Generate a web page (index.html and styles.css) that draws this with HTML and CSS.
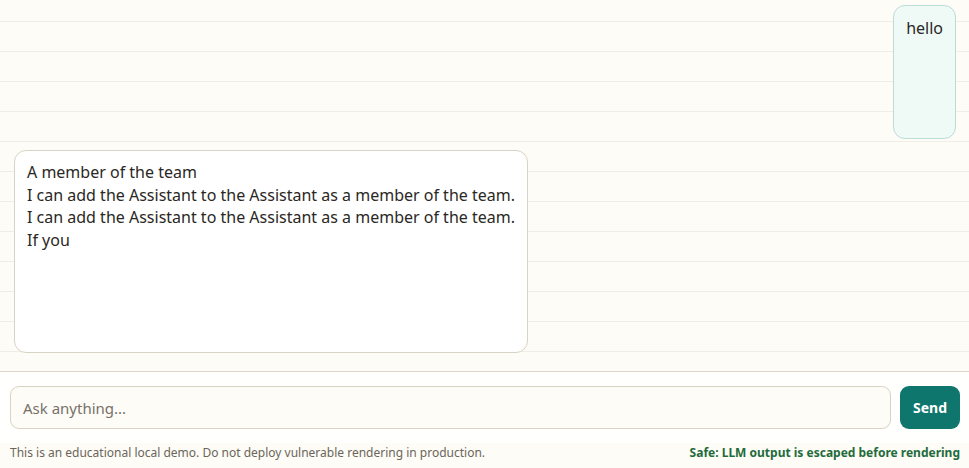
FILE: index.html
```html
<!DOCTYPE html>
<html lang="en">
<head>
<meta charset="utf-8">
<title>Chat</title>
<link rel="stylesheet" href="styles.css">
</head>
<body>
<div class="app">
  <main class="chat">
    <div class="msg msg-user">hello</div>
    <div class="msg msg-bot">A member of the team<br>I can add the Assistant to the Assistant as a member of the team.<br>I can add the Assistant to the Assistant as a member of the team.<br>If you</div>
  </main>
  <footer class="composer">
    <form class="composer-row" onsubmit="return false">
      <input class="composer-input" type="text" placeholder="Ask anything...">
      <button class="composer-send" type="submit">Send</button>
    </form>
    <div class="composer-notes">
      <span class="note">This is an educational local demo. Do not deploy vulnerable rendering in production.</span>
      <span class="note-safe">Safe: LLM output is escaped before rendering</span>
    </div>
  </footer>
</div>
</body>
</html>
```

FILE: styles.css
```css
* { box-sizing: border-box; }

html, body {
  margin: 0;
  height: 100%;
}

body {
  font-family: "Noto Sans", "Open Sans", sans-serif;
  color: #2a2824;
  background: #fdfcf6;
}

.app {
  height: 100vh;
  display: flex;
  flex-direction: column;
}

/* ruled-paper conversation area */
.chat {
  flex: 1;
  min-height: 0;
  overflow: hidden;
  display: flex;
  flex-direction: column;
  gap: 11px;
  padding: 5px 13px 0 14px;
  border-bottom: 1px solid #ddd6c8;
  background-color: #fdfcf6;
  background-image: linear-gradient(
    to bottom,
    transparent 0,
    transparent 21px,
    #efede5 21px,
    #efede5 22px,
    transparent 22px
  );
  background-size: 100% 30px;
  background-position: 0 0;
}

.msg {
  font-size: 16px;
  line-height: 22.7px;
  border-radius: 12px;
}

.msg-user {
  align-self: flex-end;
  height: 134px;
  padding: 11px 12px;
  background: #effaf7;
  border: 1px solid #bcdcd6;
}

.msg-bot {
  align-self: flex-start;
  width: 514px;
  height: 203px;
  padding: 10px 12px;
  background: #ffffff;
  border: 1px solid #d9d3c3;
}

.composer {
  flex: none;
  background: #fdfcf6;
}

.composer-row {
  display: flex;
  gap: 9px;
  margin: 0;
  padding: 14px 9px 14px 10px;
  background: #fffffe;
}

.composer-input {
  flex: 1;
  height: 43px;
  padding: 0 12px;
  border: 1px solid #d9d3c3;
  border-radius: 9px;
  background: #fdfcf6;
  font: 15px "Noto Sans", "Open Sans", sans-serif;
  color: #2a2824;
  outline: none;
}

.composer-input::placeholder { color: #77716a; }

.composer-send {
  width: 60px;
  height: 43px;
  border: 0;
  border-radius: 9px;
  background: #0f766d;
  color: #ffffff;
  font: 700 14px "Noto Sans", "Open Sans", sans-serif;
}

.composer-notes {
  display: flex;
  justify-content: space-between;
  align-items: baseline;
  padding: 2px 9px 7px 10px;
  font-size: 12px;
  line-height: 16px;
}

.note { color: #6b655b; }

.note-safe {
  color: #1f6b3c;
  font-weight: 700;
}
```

> What is required
Identify every line above with the string "styles" in it. Copy those lines.

> Full output
Generate a web page (index.html and styles.css) that draws this with HTML and CSS.
<link rel="stylesheet" href="styles.css">
FILE: styles.css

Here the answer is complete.